Fixing this is not hard, as it's mostly about replacing .class.getName() s
with string constants, and moving around some inconveniently placed static
utility methods, and now I have a WIP version where the client side doesn't
depend on server classes.
However, unless we change the project structure, and factor out the classes
that depend on server-side APIs, this will be extremely fragile, as any
change can (and will) re-introduce the circular dependency between the
classes.
To solve this issue I propose the following:
- clean up phoenix-core, so that only classes that depend only on
*hbase-client* (or at worst only on classes that are present in
*hbase-shaded-client*) remain. This should be 90+% of the code
- move all classes (mostly coprocessors and their support code) that use
the server API (*hbase-server* mostly) to a new module, say
phoenix-coprocessors (the phoenix-server module name is taken). This new
class depends on phoenix-core.
- move all classes that directly depend on MapReduce, and their main()

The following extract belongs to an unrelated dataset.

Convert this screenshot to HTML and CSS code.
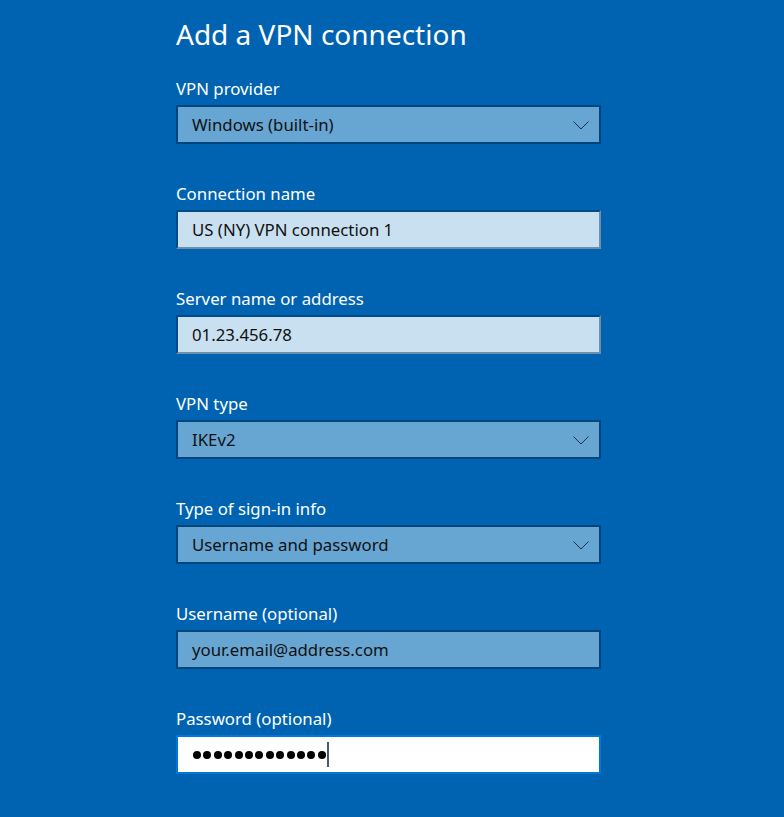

classes to the existing phoenix-tools module (which also depends on core)
The separation would be primarily based on API use, at the first cut I'd be
fine with keeping all logic phoenix-core, and referencing that. We may or
may not want to move logic that is only used in coprocessors or tools, but
doesn't use the respective APIs to the new modules later.
As for the main artifacts:
- *phoenix-server.jar* would include code from all three classes.
- A newly added *phoenix-client-byo-shaded-hbase.jar *would include only
the code from cleaned-up phoenix-core
- Ideally, we'd remove the the tools and coprocessor code (and
dependencies) from the standard and embedded clients, and switch
documentation to use *phoenix-server* to run the MR tools, but this is
optional.
I am tracking this work in PHOENIX-6053, which has a (currently working)
WIP patch attached.
I think that this change would fit the pattern established by creating the
phoenix-tools module,
but as this is major change in project structure (even if the actual Java
changes are trivial),
I'd like to gather your input on this approach (please also speak up if you
agree).
regards
Istvan